Exercise objective: Find the number of lines below in which the word "page" appears, and write that number only.

Records to process:
○ ○ ○ ○ ○ ○ ○

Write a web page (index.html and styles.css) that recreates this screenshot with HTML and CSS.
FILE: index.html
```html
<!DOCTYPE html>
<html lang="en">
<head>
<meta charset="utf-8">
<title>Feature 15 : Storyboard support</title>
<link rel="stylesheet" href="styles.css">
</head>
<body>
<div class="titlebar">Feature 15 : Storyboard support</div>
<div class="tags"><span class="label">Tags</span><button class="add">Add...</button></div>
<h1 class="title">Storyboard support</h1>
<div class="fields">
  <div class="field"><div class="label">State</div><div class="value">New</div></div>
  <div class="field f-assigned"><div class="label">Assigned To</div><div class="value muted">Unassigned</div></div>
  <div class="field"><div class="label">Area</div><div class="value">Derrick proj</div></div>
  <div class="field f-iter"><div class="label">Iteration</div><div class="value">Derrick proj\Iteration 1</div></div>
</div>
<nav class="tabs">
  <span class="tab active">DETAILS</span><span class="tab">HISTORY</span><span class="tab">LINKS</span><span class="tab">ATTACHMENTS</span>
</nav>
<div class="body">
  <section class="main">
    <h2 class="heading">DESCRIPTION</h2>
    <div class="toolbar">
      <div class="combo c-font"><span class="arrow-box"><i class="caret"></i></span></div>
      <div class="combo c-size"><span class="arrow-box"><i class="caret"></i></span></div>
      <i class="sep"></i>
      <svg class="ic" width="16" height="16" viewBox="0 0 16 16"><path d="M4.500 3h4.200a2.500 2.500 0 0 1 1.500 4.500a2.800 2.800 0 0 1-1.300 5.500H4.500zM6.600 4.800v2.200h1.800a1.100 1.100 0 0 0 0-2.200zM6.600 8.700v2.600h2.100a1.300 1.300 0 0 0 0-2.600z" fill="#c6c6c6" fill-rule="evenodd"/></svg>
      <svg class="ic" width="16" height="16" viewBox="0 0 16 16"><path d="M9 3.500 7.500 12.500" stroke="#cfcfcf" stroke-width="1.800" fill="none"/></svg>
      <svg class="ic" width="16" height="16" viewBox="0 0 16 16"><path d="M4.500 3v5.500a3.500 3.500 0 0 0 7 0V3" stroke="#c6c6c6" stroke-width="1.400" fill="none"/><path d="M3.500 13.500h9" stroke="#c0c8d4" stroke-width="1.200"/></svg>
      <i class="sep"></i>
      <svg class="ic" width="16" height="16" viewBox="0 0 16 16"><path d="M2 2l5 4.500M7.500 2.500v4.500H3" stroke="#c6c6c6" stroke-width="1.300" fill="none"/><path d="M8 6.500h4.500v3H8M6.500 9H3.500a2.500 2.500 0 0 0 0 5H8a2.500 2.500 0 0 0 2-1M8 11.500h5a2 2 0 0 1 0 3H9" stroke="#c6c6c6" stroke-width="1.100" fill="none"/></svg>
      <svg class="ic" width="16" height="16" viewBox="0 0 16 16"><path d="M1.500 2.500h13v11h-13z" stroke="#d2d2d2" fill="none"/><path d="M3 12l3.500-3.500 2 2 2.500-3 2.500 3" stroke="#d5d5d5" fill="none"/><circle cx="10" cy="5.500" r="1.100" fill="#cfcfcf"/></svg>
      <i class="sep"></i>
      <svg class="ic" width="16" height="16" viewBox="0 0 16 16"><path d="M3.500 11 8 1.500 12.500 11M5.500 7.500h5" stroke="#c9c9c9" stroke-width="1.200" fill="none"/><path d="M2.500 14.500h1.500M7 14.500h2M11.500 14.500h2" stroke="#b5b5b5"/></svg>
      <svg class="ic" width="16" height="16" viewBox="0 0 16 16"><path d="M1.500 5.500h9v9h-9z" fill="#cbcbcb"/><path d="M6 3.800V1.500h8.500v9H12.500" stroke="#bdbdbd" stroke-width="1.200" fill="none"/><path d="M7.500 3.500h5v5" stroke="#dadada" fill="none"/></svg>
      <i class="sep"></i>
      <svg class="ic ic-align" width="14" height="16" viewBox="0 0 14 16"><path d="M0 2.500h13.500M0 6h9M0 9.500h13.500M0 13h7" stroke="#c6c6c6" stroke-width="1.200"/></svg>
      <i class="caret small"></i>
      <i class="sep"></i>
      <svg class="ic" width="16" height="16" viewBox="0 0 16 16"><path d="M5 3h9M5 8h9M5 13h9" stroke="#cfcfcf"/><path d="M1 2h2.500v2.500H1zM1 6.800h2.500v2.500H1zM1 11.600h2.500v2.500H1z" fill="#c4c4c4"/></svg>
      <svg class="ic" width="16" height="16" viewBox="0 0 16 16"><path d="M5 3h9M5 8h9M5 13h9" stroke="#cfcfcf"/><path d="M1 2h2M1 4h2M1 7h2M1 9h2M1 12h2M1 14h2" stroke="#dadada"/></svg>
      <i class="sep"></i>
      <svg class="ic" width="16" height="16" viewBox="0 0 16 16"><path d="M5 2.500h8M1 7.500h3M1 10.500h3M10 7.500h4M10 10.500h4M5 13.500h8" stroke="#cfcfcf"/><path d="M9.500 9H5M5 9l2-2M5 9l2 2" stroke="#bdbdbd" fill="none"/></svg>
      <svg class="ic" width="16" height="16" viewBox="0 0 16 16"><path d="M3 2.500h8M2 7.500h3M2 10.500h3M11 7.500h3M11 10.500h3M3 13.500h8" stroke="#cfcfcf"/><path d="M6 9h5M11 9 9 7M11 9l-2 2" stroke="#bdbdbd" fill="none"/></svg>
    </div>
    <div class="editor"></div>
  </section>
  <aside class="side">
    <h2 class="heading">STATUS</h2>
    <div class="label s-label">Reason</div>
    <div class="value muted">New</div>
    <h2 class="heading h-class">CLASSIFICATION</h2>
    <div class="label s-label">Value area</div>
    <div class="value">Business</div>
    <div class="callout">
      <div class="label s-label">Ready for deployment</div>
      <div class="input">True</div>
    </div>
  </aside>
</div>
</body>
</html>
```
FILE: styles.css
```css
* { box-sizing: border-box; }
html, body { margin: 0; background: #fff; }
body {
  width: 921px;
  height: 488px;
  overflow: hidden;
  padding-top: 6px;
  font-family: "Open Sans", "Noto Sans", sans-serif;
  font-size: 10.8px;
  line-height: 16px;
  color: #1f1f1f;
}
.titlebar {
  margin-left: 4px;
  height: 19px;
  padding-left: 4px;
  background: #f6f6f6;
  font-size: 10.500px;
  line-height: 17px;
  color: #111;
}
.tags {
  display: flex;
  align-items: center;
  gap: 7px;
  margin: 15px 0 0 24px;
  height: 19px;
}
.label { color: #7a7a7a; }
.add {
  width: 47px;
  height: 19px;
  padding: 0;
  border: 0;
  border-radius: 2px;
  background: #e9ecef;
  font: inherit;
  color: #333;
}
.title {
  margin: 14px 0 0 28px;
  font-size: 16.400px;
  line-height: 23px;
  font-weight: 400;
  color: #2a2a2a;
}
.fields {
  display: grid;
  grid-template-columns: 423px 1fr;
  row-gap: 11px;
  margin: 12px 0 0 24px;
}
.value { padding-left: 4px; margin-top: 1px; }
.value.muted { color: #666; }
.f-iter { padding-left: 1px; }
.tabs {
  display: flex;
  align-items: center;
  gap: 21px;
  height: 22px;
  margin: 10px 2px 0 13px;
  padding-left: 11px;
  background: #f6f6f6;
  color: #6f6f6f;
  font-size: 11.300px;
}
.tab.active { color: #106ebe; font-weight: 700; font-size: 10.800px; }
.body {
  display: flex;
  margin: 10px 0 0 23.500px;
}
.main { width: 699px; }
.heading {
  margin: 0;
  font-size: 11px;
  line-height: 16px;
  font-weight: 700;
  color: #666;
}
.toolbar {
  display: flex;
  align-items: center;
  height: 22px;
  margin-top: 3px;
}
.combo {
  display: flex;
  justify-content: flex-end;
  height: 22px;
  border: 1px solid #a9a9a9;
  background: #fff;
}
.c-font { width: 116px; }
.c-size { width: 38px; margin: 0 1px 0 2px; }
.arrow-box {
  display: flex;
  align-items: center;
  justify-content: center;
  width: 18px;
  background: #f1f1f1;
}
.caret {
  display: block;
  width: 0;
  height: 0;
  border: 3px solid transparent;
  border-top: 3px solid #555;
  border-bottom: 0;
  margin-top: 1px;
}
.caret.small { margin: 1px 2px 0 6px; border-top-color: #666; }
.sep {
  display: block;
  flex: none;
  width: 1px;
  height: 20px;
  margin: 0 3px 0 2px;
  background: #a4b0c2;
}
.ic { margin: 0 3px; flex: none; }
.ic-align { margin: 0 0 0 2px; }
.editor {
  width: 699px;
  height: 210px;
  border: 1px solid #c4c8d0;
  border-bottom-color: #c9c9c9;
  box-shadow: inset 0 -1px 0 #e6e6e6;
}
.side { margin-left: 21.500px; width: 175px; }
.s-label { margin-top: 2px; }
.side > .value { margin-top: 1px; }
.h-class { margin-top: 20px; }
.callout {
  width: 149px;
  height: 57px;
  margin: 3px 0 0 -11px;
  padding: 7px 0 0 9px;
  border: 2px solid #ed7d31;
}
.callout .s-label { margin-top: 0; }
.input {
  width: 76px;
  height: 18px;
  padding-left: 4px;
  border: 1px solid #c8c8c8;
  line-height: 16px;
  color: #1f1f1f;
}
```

○ ○ ○ ○ ○ ○ ○

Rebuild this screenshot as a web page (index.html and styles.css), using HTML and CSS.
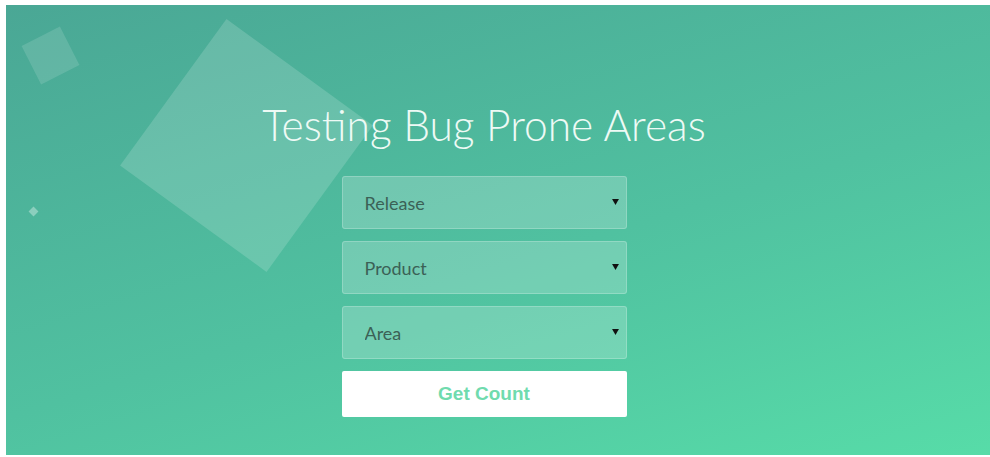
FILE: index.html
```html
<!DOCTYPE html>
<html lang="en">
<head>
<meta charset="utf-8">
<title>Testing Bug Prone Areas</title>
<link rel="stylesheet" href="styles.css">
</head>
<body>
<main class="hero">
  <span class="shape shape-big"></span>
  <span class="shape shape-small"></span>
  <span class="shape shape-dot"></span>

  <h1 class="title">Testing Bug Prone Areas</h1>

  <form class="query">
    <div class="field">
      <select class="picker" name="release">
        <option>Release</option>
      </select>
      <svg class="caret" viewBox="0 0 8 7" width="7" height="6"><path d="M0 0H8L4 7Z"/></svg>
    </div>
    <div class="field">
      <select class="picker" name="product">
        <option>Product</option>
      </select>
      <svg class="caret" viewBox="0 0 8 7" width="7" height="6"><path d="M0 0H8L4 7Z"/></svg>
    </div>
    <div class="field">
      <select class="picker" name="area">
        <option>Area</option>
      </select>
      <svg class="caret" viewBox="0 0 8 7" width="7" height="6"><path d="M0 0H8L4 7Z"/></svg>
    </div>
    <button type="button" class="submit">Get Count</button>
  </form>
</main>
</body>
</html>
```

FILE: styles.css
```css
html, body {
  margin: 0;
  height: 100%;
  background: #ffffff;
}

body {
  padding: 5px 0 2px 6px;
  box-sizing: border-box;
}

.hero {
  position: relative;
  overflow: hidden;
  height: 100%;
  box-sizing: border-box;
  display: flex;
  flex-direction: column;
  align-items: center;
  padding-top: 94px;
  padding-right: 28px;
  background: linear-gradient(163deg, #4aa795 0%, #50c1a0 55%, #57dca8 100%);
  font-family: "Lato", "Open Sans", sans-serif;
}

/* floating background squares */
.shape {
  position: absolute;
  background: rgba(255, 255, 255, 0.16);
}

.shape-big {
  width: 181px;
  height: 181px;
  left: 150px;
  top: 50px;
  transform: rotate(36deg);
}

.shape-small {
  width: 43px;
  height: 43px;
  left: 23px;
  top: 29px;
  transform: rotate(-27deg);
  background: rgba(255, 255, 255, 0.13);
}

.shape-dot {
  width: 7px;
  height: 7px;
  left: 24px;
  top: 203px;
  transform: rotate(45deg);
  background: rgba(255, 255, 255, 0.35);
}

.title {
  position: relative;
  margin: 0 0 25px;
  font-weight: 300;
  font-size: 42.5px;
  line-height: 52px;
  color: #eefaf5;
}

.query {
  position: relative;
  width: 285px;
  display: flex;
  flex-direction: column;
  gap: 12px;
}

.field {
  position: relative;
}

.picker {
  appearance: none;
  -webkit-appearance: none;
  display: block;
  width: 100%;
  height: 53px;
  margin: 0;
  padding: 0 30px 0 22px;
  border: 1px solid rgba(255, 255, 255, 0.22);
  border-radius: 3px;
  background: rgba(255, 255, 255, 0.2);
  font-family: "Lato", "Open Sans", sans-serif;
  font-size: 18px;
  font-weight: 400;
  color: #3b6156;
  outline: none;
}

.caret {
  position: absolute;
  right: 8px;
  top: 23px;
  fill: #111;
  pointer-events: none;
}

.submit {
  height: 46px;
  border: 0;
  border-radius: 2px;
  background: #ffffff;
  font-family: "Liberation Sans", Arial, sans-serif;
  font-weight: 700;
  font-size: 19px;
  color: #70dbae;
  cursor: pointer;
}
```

○ ○ ○ ○ ○ ○ ○

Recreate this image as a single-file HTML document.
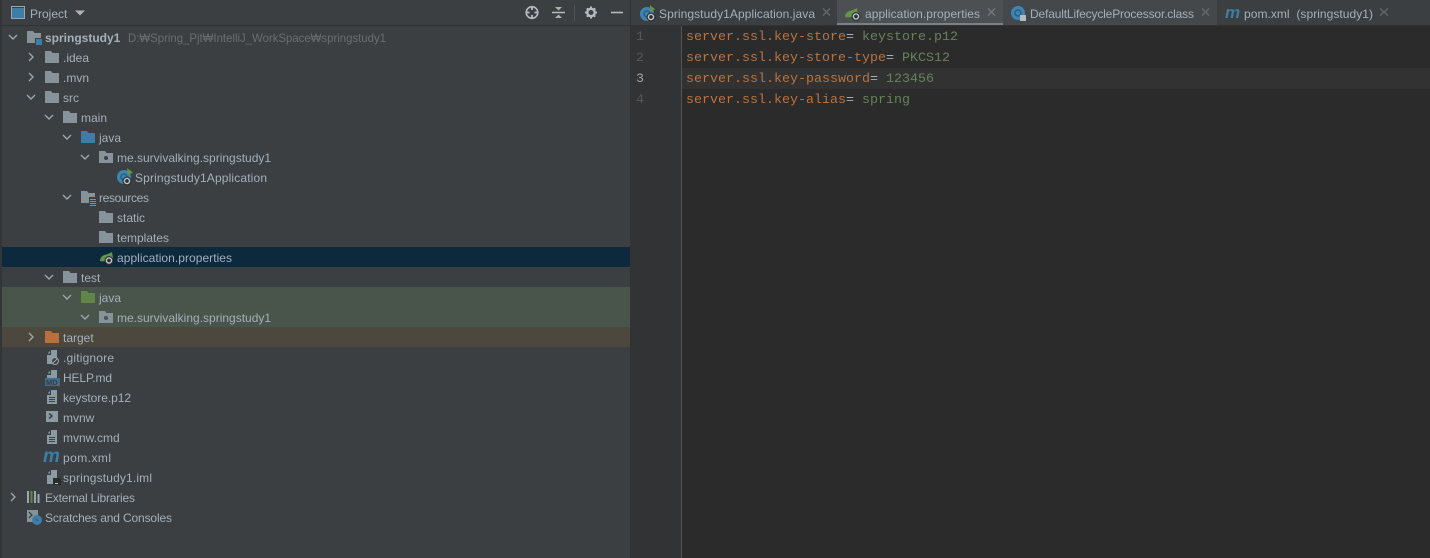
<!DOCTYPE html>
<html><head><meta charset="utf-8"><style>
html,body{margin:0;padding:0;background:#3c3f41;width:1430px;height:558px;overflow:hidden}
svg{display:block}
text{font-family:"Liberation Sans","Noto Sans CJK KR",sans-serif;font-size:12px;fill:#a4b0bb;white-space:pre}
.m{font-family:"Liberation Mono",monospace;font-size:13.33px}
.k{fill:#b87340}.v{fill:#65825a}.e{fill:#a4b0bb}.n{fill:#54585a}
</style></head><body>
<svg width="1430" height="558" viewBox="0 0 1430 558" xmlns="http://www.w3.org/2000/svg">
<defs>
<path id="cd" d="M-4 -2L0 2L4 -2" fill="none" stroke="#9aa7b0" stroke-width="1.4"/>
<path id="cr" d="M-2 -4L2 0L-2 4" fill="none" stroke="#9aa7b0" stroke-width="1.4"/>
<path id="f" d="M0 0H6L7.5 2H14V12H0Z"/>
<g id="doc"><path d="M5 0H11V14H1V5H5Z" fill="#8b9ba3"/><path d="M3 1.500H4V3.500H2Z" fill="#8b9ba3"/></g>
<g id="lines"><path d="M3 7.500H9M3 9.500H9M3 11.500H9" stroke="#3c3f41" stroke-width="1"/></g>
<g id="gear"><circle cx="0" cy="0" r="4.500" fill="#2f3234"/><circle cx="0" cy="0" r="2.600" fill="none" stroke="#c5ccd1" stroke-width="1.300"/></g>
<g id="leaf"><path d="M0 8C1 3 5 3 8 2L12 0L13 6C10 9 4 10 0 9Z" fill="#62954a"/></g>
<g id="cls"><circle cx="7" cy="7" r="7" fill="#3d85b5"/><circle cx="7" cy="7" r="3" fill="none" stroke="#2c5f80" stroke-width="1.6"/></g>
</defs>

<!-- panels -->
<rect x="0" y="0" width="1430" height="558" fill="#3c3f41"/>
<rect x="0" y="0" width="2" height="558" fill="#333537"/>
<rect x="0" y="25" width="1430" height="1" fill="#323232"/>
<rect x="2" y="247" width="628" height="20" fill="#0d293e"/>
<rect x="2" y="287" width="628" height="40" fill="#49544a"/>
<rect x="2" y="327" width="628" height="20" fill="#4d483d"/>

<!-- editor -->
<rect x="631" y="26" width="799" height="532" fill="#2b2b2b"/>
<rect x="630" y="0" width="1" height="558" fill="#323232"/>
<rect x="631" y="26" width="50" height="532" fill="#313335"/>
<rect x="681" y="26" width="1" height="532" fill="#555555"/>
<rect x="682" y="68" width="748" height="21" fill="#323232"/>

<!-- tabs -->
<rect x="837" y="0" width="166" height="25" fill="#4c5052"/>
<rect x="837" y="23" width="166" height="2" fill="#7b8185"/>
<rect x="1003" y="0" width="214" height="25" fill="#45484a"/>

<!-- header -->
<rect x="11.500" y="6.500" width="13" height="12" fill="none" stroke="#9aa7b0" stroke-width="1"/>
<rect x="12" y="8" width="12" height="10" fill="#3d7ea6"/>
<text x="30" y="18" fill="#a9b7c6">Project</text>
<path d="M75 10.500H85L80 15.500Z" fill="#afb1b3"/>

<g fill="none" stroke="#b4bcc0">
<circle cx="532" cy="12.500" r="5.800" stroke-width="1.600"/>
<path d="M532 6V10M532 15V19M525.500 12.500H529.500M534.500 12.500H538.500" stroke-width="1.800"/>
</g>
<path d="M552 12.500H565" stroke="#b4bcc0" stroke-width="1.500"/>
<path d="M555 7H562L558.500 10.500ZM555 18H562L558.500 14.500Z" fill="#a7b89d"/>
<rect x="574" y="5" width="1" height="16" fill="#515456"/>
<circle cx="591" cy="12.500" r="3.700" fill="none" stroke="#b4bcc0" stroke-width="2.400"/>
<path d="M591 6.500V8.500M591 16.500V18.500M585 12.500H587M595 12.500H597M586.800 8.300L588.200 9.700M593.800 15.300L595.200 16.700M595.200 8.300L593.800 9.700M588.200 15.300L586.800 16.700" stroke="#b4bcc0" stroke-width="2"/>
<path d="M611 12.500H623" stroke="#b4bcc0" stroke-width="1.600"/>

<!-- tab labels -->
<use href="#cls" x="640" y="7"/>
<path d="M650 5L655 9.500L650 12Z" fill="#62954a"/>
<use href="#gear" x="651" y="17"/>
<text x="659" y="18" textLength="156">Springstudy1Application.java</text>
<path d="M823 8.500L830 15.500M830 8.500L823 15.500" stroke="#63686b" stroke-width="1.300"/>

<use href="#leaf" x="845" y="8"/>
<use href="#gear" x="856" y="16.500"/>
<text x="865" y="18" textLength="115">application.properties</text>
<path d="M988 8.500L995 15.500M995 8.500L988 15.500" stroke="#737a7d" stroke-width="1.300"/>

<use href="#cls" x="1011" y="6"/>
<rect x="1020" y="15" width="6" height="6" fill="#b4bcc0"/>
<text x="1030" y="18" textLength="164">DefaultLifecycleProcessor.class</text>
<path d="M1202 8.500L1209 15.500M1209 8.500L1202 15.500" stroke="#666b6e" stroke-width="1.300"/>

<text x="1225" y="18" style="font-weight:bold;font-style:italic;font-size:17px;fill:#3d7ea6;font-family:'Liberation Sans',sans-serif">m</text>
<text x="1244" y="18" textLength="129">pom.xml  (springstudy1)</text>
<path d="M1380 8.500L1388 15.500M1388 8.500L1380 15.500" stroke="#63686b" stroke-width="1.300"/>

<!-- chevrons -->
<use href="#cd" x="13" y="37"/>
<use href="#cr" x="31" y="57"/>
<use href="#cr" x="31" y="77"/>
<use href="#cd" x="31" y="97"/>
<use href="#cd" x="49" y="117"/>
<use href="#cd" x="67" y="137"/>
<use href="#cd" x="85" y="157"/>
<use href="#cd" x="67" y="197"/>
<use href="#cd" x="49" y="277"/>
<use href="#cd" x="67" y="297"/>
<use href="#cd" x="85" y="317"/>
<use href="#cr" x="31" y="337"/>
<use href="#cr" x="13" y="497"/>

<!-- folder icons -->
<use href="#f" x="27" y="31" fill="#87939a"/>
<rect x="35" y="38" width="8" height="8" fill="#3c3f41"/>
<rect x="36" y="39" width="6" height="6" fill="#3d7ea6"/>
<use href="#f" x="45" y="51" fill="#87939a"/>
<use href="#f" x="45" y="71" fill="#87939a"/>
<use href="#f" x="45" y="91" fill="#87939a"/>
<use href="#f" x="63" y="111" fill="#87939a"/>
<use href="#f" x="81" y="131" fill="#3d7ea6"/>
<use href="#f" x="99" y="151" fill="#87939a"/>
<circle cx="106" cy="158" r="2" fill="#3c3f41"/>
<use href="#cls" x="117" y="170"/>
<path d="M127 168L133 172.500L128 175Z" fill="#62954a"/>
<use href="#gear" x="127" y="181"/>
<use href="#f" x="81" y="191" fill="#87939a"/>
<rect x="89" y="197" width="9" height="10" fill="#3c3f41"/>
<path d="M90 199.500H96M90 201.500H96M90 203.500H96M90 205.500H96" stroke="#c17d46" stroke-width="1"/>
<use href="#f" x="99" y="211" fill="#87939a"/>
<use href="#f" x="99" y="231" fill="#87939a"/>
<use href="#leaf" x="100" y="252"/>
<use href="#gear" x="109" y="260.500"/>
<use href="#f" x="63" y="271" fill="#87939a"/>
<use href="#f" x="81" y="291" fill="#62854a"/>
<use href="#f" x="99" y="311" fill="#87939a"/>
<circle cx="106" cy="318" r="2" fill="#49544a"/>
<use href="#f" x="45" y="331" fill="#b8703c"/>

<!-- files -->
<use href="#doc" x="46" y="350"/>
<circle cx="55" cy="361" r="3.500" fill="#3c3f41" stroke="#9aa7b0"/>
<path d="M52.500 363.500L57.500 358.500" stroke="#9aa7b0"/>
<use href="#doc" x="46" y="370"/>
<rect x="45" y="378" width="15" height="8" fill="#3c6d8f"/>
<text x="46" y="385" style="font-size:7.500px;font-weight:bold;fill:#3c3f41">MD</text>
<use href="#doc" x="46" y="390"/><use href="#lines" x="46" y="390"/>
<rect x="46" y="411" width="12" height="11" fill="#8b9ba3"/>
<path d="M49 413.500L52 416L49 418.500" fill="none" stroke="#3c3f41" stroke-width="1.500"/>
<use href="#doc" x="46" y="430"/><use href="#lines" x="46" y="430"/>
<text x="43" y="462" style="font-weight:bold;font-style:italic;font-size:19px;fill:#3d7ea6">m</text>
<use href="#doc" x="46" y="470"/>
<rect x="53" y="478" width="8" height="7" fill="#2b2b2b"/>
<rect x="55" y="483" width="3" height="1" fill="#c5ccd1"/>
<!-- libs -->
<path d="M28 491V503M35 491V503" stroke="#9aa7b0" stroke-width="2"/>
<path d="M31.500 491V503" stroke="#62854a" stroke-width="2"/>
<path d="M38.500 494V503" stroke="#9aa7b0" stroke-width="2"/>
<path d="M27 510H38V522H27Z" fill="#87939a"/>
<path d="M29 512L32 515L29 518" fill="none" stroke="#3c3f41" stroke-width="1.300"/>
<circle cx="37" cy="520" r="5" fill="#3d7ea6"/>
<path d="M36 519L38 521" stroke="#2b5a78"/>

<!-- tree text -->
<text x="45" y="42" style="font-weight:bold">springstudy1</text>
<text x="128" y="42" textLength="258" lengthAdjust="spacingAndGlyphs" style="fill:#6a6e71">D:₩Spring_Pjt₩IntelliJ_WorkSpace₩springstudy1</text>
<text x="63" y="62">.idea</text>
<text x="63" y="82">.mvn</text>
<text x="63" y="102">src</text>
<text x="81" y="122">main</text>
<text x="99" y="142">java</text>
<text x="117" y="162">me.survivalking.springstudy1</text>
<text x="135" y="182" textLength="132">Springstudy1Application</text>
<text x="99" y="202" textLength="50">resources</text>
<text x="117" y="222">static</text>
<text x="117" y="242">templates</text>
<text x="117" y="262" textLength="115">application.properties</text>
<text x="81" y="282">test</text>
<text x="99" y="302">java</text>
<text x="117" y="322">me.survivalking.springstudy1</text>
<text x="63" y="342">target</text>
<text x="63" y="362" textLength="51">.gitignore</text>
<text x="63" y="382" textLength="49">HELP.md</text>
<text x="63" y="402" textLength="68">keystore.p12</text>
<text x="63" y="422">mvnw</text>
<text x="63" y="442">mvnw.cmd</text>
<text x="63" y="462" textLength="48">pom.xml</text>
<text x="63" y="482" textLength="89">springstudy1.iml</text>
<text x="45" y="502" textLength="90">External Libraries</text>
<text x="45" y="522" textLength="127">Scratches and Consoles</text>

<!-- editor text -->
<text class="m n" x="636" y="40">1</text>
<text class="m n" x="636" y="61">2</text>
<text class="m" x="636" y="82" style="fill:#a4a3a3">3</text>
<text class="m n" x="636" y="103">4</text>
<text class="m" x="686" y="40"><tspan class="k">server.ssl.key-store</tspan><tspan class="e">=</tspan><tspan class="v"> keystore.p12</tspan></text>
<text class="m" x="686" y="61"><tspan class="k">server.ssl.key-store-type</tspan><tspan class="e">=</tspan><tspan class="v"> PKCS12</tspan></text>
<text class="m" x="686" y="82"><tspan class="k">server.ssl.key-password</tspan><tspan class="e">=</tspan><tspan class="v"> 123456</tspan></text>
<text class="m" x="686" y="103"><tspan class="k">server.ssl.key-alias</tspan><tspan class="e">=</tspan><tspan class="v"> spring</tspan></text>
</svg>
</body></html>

○ ○ ○ ○ ○ ○ ○

Worked answer: 2